GEREKÇE Dava, itirazın iptali davasıdır. İlk derece mahkemesince, 5411 Sayılı Bankacılık Kanunun 142/1. maddesi gereğince, davaya bakma görevinin ihtisas mahkemesi olarak belirlenmiş olan İstanbul 1. ve 2. Asliye Ticaret Mahkemeleri olduğundan görevsizlik kararı verilmiştir. 5411 Sayılı Bankacılık Kanunu’nun 142 nci maddesinde; fon, fon bankaları ve faaliyet izni kaldırılan bankaların iflas veya tasfiye idareleri tarafından açılacak davalarda ve aynı kanunun geçici 13.maddesi kapsamındaki bankalar tarafından 26/12/2003 tarihinden önce kullandırılan kredi sözleşmelerinden kaynaklı hukuk davalarında görevli ve yetkili mahkeme birden fazla asliye ticaret mahkemesi bulunması halinde 1.ve 2. Asliye Ticaret Mahkemeleri olarak münhasıran belirlenmiştir. Bu durumda, somut olayda, asıl borçlu … Hizmetleri Ltd. Şti.’nin 31/08/1998 ve 20/10/1999 tarihlerinde fona devredilen …’tan kullanmış olduğu kredi sözleşmelerini davalıların müşterek borçlu müteselsil kefil sıfatıyla imzaladıkları, borcun tamamen ödenmediği, davacının ise bu alacağı TMSF’den temlik sözleşmesi ile devraldığı gözetildiğinde, anılan kanun hükmü gereğince, davaya bakma görevinin ihtisas mahkemesi olarak belirlenmiş olan İstanbul 1. ve 2. Asliye Ticaret Mahkemelerine ait olduğundan ilk derece mahkemesinin kararı ve gerekçesi yerindedir. Yukarıda açıklanan gerekçelerle, HMK 353/1.b.1.maddesi uyarınca dosya üzerinde yapılan inceleme sonucunda, istinaf başvurusunun esastan reddine dair aşağıdaki karar verilmiştir.

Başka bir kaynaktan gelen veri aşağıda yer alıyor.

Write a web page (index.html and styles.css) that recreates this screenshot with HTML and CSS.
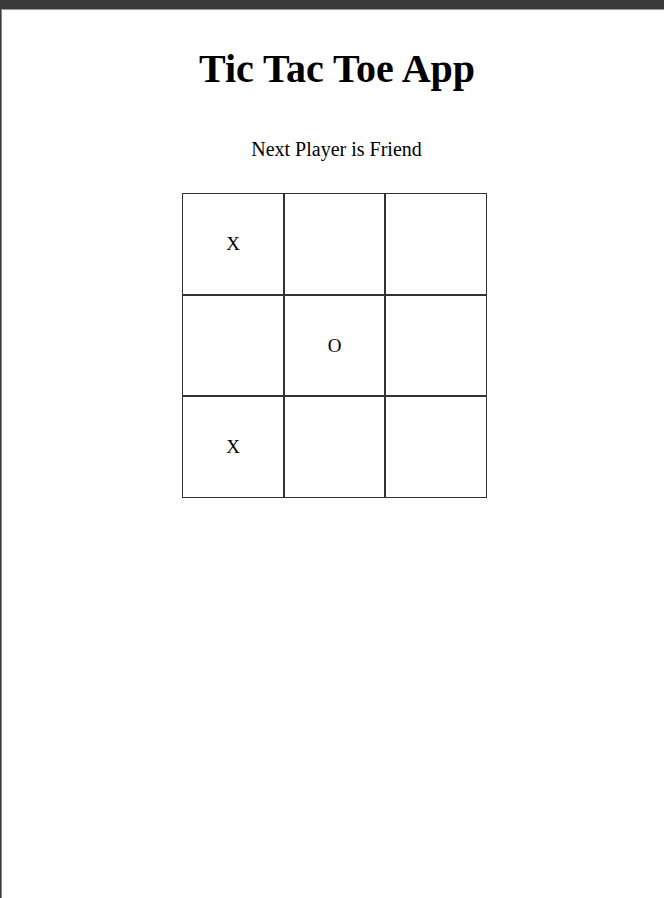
FILE: index.html
```html
<!DOCTYPE html>
<html lang="en">
<head>
    <meta charset="UTF-8">
    <title>Tic Tac Toe App</title>
    <link rel="stylesheet" href="styles.css">
</head>
<body>
    <div class="frame">
        <div class="game">
            <h1 class="title">Tic Tac Toe App</h1>
            <p class="status">Next Player is Friend</p>
            <div class="board">
                <button class="square">X</button>
                <button class="square"></button>
                <button class="square"></button>
                <button class="square"></button>
                <button class="square">O</button>
                <button class="square"></button>
                <button class="square">X</button>
                <button class="square"></button>
                <button class="square"></button>
            </div>
        </div>
    </div>
</body>
</html>
```

FILE: styles.css
```css
html, body {
    margin: 0;
    height: 100%;
}

body {
    background: #3a3a3a;
    font-family: 'Liberation Serif', 'Times New Roman', serif;
}

.frame {
    box-sizing: border-box;
    margin-top: 9px;
    height: calc(100% - 9px);
    margin-left: 1px;
    background: #fff;
    border-top: 1px solid #9a9a9a;
    border-left: 1px solid #8a8a8a;
}

.game {
    display: flex;
    flex-direction: column;
    align-items: center;
    padding-left: 4px;
}

.title {
    margin: 36px 0 0;
    padding-left: 4px;
    font-size: 40px;
    line-height: 46px;
}

.status {
    margin: 45px 0 0;
    padding-left: 3px;
    font-size: 20px;
    line-height: 24px;
}

.board {
    display: grid;
    grid-template-columns: 102px 101px 102px;
    grid-template-rows: 102px 101px 102px;
    margin-top: 32px;
    margin-right: 1px;
}

.square {
    box-sizing: border-box;
    margin: 0;
    padding: 0;
    background: #fff;
    border: 1px solid #333;
    font-family: inherit;
    font-size: 19px;
    color: #000;
}
```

HÜKÜM:Gerekçesi yukarıda açıklandığı üzere; 1-HMK 353/1.b.1.maddesi uyarınca, istinaf başvurusunun esastan reddine, 2-Davalılar tarafından yatırılan istinaf başvuru harçlarının Hazineye irad kaydına, 3-Davalılar tarafından istinaf kanun yoluna başvuru için yapılan masrafların kendi üzerlerinde bırakılmasına, 4-Gerekçeli kararın ilk derece mahkemesince HMK 20.maddesi gereğince taraflara tebliğine, 5-Dosyanın kararı veren ilk derece mahkemesine gönderilmesine dair; HMK.353.1.b.1.maddesi uyarınca dosya üzerinde yapılan inceleme sonucunda, 16/06/2020 tarihinde oybirliğiyle ve kesin olarak karar verildi.
KANUN YOLU: HMK 362/1.c. maddesi uyarınca karar kesindir.